* [COLLECTED DATA]
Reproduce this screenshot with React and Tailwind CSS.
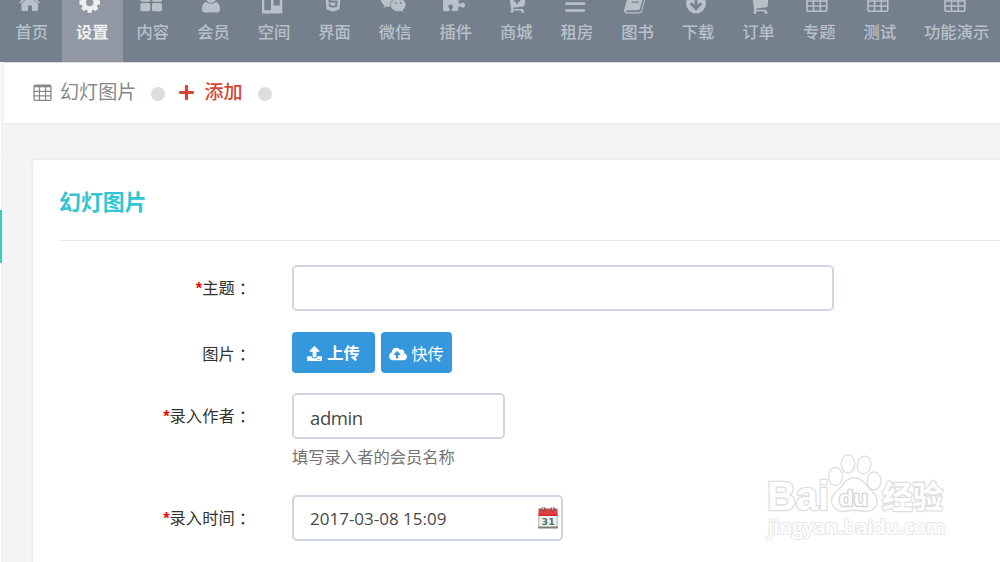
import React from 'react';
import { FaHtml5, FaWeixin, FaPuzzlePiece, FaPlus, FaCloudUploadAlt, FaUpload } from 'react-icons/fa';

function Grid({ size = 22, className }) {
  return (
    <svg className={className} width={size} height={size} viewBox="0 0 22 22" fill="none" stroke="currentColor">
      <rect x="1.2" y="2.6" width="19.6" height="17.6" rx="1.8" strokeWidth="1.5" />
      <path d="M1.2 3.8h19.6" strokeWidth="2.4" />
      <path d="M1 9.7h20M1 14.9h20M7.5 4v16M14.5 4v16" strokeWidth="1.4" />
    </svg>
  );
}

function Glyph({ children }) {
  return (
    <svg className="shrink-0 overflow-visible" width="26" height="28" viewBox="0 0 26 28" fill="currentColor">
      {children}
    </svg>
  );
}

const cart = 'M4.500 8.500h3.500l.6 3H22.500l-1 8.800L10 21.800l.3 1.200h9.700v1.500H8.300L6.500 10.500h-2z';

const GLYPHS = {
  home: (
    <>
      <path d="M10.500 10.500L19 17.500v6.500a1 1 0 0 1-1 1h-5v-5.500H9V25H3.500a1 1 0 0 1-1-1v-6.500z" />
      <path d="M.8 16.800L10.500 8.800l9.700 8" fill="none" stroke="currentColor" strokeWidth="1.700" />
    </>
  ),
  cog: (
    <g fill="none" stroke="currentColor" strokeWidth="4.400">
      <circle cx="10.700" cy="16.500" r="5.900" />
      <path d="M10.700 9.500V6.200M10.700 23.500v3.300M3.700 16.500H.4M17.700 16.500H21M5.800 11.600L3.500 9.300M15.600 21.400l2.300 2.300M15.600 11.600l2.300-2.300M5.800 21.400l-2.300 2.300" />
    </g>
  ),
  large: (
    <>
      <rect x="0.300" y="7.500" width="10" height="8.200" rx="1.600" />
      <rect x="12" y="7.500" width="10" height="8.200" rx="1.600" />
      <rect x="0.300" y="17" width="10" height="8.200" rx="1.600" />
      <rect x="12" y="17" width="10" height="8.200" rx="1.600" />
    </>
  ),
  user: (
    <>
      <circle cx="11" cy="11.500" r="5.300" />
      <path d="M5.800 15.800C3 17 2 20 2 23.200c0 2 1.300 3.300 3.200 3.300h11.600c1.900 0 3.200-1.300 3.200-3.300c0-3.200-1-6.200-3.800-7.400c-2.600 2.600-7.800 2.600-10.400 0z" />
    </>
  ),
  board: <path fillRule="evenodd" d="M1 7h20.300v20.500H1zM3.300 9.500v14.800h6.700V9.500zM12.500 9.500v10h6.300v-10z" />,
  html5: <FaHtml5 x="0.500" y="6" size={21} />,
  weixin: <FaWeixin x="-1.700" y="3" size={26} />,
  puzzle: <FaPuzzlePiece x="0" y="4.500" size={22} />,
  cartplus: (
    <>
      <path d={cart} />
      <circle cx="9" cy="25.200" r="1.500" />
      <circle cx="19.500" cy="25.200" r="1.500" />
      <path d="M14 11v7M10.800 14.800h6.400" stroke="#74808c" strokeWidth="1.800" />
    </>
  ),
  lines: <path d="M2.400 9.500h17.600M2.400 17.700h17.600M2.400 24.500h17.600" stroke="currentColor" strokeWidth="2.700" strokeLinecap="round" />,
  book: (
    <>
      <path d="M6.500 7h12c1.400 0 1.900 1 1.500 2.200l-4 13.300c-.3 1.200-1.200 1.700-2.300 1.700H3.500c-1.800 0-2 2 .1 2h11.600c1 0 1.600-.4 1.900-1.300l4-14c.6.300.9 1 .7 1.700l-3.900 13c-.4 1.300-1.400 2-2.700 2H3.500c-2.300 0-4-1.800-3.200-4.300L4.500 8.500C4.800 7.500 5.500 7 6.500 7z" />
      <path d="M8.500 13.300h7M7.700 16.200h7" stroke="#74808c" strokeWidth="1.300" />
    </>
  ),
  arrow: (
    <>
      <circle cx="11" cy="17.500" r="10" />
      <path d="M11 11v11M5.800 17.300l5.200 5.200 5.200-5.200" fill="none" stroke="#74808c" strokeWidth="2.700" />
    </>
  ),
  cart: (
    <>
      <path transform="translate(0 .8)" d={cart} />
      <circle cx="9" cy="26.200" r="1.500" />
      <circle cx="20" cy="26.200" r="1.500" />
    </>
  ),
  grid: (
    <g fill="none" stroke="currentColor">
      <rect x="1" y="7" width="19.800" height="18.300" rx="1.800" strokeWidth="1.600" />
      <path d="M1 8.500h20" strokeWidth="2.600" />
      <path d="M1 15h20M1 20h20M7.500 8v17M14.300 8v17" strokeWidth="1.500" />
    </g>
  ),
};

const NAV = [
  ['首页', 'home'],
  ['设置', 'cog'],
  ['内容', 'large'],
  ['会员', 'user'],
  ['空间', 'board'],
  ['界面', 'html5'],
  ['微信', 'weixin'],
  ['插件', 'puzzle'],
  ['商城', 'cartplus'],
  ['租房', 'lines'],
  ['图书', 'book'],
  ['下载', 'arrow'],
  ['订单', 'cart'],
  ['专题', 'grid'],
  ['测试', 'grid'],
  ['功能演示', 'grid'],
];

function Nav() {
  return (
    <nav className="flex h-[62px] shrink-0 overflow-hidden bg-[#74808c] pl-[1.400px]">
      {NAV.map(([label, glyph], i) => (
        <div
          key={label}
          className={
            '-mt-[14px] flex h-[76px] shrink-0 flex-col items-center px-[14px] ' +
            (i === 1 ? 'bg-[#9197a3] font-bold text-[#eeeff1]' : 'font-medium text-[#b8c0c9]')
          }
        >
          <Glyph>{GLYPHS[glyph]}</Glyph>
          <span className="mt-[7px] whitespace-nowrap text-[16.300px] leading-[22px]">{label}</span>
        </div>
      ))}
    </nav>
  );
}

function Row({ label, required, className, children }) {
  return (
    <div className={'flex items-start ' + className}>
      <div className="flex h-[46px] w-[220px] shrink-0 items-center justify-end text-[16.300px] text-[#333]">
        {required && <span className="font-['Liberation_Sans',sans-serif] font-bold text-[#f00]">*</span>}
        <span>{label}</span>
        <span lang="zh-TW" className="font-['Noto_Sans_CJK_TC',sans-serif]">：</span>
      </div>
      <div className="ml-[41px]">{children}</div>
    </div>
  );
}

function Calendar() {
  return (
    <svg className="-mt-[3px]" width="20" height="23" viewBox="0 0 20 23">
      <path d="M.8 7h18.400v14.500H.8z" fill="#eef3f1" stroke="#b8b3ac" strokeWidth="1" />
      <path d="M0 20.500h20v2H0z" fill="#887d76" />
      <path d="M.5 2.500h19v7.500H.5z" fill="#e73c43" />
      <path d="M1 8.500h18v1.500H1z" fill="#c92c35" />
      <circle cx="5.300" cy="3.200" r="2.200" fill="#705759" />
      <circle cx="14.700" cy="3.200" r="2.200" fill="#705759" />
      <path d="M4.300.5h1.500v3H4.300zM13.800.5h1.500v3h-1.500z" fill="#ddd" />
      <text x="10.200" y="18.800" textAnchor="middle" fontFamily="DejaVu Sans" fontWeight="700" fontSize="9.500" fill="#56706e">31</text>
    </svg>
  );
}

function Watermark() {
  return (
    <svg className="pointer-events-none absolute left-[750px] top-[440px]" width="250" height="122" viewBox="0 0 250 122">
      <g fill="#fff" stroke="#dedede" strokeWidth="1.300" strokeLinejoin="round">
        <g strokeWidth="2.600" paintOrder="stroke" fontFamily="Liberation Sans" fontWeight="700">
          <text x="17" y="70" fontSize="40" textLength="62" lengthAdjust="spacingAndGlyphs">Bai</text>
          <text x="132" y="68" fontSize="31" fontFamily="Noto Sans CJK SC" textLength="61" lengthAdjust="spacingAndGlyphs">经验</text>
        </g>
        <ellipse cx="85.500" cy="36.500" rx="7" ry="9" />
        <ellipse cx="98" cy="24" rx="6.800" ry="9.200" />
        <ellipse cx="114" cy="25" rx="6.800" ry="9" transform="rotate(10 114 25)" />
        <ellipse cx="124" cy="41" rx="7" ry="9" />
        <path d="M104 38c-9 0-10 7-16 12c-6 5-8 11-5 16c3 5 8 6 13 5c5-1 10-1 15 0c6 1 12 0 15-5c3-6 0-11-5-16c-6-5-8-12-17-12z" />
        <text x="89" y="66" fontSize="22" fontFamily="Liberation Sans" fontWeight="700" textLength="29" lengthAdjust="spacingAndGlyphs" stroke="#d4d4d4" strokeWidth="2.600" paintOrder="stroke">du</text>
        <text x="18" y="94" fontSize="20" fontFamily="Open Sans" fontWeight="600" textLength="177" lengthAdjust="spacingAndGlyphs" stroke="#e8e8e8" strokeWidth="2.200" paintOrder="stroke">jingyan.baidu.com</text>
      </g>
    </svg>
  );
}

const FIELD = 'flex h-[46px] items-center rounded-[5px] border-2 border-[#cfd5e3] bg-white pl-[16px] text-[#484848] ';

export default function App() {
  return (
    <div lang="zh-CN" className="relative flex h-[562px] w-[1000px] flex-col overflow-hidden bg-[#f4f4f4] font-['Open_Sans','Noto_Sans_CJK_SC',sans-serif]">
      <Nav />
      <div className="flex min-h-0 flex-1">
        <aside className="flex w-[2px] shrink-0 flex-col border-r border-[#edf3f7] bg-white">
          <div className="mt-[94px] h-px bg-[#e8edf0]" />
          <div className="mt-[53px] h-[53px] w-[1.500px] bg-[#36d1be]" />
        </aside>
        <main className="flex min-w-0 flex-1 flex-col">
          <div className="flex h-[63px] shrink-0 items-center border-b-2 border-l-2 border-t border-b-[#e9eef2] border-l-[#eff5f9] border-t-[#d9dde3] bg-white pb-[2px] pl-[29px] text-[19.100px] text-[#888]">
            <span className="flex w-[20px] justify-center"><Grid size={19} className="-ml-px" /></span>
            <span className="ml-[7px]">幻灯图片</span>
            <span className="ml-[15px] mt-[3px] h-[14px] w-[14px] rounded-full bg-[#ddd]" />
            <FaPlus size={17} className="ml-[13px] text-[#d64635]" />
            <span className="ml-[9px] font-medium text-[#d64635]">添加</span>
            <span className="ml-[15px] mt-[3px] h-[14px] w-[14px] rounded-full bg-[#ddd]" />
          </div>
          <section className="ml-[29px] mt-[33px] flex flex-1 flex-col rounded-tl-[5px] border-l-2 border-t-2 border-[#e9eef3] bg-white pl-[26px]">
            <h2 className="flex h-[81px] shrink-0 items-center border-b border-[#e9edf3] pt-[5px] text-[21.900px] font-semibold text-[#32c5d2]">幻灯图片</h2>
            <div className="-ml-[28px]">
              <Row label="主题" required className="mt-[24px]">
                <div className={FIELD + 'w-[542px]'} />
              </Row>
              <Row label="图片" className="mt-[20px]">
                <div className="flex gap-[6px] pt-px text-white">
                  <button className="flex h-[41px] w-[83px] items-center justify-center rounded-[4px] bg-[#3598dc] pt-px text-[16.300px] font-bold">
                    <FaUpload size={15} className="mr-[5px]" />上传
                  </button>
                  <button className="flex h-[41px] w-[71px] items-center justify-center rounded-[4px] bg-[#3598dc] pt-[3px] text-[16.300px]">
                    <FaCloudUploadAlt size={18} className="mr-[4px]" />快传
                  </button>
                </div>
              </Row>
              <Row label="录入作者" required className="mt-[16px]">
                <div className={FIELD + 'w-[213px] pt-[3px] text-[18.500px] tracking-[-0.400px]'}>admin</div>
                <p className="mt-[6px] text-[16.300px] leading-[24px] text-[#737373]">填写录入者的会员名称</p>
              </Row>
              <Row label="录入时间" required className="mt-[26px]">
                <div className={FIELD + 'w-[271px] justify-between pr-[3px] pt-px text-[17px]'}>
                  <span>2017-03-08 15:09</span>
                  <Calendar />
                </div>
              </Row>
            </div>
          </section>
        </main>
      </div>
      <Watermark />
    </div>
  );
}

* [EXERCISE DETAILS] Return nothing but the lines running from the start of the data to the line with "const cart = 'M4.500", please, both ends included and no pictures.

* [WRITTEN REPLY]
Reproduce this screenshot with React and Tailwind CSS.
import React from 'react';
import { FaHtml5, FaWeixin, FaPuzzlePiece, FaPlus, FaCloudUploadAlt, FaUpload } from 'react-icons/fa';

function Grid({ size = 22, className }) {
  return (
    <svg className={className} width={size} height={size} viewBox="0 0 22 22" fill="none" stroke="currentColor">
      <rect x="1.2" y="2.6" width="19.6" height="17.6" rx="1.8" strokeWidth="1.5" />
      <path d="M1.2 3.8h19.6" strokeWidth="2.4" />
      <path d="M1 9.7h20M1 14.9h20M7.5 4v16M14.5 4v16" strokeWidth="1.4" />
    </svg>
  );
}

function Glyph({ children }) {
  return (
    <svg className="shrink-0 overflow-visible" width="26" height="28" viewBox="0 0 26 28" fill="currentColor">
      {children}
    </svg>
  );
}

const cart = 'M4.500 8.500h3.500l.6 3H22.500l-1 8.800L10 21.800l.3 1.200h9.700v1.500H8.300L6.500 10.500h-2z';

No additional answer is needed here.